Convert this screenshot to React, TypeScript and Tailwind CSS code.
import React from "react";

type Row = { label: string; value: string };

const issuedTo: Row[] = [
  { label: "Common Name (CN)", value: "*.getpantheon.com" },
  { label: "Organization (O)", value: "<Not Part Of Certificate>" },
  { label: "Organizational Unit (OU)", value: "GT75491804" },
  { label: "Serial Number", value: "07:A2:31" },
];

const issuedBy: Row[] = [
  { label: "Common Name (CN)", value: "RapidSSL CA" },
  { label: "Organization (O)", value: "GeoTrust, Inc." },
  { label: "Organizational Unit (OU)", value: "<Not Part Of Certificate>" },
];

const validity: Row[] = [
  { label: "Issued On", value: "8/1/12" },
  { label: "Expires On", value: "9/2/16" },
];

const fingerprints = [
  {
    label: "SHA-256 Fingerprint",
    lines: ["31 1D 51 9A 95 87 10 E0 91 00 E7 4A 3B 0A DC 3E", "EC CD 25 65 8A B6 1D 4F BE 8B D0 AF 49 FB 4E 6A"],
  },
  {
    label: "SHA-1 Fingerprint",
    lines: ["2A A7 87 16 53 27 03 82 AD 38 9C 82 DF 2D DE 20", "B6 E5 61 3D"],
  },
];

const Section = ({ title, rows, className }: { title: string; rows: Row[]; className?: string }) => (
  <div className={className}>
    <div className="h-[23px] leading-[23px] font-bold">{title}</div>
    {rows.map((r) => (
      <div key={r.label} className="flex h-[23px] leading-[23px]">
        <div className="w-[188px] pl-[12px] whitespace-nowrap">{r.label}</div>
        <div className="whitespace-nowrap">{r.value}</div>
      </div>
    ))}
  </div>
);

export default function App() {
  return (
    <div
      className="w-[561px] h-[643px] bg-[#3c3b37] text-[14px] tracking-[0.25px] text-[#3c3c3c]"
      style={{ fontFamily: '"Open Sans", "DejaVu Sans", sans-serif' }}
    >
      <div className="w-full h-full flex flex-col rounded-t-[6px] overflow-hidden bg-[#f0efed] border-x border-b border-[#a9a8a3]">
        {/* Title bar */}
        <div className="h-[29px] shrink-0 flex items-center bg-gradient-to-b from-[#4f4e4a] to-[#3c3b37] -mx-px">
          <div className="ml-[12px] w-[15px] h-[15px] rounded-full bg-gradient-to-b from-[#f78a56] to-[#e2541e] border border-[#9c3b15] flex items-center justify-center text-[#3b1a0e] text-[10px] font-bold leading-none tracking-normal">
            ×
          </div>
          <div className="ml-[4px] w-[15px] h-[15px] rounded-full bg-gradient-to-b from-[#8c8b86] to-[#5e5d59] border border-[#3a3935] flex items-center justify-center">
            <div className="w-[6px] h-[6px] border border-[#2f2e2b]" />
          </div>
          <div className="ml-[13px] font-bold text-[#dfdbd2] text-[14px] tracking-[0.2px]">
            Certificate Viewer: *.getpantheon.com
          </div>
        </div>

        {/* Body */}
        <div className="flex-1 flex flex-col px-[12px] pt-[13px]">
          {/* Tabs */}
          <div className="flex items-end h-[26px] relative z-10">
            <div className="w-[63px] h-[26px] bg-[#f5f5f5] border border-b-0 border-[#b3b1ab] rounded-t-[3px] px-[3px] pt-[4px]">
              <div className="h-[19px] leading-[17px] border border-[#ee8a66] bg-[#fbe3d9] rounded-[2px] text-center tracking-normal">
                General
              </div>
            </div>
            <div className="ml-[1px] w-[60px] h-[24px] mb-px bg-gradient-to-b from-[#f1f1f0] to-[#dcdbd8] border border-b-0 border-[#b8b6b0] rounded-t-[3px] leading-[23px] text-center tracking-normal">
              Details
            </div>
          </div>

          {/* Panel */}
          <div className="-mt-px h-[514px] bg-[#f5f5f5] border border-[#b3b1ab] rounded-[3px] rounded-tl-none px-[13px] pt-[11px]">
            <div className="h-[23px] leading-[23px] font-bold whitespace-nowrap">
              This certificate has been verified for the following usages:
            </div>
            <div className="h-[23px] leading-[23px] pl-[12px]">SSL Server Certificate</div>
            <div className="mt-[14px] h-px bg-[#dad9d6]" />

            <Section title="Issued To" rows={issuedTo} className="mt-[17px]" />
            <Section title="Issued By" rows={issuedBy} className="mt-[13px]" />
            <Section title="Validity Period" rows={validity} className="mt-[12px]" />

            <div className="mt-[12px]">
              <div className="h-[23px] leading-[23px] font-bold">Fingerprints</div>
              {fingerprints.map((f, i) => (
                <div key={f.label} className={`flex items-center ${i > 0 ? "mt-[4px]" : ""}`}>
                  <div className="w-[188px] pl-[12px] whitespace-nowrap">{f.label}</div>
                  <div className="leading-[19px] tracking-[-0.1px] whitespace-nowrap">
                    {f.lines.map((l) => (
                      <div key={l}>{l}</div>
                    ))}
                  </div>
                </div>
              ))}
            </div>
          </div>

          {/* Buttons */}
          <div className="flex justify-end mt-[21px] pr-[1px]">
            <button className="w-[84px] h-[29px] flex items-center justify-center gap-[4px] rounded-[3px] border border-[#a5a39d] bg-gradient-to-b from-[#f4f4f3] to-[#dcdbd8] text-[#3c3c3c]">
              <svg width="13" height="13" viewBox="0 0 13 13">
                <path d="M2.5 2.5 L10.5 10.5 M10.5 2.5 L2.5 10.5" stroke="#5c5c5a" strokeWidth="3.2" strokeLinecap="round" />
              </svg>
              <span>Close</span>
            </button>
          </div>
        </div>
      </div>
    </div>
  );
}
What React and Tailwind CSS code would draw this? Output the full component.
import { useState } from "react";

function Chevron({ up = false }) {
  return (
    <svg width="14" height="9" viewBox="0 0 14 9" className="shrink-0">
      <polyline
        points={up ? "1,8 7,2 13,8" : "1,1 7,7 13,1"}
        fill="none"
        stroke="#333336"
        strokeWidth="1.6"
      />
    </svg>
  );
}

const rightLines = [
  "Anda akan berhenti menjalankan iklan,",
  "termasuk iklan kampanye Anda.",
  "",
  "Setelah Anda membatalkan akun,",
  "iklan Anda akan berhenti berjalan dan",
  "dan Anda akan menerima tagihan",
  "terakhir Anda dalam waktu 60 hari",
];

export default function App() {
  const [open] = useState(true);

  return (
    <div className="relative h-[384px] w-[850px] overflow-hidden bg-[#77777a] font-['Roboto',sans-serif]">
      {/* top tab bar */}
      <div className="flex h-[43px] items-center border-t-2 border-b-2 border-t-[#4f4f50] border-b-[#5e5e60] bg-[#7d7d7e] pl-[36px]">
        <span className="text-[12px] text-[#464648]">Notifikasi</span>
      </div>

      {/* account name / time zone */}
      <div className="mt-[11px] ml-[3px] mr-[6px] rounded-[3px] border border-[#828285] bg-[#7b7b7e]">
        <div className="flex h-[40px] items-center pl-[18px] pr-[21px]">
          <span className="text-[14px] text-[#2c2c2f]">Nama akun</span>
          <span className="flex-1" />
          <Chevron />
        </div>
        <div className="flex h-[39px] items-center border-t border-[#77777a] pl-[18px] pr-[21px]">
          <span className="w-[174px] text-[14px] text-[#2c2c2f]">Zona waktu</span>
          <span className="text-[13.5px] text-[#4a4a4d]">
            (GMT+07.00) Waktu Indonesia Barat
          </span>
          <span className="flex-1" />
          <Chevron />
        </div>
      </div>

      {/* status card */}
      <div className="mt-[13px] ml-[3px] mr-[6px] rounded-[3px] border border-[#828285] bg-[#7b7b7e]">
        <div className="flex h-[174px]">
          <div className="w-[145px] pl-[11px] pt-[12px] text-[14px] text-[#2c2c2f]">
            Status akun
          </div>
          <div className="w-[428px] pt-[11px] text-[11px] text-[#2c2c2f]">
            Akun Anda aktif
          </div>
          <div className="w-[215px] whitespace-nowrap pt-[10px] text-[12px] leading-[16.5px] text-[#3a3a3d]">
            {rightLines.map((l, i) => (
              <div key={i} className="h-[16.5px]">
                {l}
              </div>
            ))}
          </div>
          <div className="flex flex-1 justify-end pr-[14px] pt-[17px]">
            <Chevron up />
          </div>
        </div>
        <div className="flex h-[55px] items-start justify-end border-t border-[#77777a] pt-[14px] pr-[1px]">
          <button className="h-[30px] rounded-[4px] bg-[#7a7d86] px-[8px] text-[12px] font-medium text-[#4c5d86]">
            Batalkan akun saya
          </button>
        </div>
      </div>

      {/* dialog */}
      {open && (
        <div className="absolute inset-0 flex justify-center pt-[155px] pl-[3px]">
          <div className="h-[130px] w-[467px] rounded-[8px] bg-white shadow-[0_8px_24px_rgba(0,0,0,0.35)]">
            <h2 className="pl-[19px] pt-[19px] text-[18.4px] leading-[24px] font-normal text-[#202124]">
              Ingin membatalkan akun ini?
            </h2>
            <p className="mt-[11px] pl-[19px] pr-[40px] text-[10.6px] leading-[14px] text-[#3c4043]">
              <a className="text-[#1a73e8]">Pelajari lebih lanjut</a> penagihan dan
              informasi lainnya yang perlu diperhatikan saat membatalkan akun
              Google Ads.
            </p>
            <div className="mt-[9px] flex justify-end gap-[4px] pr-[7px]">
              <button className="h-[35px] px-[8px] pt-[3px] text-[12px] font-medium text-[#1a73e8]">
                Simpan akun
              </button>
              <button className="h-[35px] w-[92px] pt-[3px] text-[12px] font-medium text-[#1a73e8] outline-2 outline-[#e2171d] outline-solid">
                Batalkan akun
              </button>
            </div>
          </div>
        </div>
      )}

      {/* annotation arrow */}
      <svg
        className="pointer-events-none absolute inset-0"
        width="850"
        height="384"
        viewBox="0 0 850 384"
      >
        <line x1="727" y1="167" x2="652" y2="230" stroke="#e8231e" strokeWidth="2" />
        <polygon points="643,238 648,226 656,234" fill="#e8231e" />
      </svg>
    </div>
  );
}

• • •

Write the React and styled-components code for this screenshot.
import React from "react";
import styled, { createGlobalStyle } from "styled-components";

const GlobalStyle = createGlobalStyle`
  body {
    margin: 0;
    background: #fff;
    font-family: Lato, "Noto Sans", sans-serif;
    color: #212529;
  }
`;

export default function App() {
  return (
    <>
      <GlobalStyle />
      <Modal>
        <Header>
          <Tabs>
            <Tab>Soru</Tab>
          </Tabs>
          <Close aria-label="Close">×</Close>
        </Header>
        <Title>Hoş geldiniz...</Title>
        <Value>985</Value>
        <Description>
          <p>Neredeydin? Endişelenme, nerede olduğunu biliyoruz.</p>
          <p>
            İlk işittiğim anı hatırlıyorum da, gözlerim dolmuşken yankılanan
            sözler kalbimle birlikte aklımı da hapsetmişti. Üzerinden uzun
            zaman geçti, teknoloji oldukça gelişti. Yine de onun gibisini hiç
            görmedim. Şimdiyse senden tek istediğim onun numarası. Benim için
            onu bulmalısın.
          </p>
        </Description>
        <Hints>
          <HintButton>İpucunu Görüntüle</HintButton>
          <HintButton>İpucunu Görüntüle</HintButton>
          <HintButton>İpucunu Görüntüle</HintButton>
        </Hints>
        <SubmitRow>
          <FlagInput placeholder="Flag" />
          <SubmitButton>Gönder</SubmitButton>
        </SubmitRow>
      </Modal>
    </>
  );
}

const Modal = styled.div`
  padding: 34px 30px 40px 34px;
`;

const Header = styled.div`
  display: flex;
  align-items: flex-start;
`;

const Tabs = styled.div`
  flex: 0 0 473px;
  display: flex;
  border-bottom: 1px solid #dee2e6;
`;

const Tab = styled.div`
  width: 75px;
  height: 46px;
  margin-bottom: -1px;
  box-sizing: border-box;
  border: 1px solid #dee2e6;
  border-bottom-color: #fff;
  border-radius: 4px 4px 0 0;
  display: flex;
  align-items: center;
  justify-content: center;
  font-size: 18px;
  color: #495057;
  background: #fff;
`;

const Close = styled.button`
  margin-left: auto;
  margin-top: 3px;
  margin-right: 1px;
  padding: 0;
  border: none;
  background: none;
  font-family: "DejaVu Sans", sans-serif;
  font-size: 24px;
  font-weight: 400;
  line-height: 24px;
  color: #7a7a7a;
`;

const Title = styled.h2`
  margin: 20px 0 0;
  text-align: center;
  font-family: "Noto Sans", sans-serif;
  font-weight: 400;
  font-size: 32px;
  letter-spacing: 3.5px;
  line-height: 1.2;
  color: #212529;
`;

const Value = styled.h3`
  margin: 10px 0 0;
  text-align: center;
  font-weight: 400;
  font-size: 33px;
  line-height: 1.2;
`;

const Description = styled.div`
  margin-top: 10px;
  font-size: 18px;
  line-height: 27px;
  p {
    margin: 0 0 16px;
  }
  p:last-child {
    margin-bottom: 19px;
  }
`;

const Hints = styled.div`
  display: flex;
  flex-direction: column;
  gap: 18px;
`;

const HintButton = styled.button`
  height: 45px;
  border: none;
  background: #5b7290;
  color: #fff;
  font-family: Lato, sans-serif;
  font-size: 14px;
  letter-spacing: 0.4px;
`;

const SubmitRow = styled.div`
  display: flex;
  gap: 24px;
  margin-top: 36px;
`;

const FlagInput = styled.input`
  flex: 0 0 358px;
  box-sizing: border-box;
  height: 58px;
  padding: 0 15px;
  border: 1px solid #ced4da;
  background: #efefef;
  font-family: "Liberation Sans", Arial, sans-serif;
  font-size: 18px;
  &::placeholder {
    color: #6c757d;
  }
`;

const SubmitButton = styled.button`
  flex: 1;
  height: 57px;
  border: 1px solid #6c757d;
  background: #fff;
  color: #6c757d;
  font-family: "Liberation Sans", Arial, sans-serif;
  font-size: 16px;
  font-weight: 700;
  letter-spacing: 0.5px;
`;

• • •

**WHAT THIS TASK INVOLVES**.
Both the line with "What React and" and the line with "const [open] = useState(true);" belong in the answer; write them out exactly, with every line between.

**CORRECT OUTPUT**.
What React and Tailwind CSS code would draw this? Output the full component.
import { useState } from "react";

function Chevron({ up = false }) {
  return (
    <svg width="14" height="9" viewBox="0 0 14 9" className="shrink-0">
      <polyline
        points={up ? "1,8 7,2 13,8" : "1,1 7,7 13,1"}
        fill="none"
        stroke="#333336"
        strokeWidth="1.6"
      />
    </svg>
  );
}

const rightLines = [
  "Anda akan berhenti menjalankan iklan,",
  "termasuk iklan kampanye Anda.",
  "",
  "Setelah Anda membatalkan akun,",
  "iklan Anda akan berhenti berjalan dan",
  "dan Anda akan menerima tagihan",
  "terakhir Anda dalam waktu 60 hari",
];

export default function App() {
  const [open] = useState(true);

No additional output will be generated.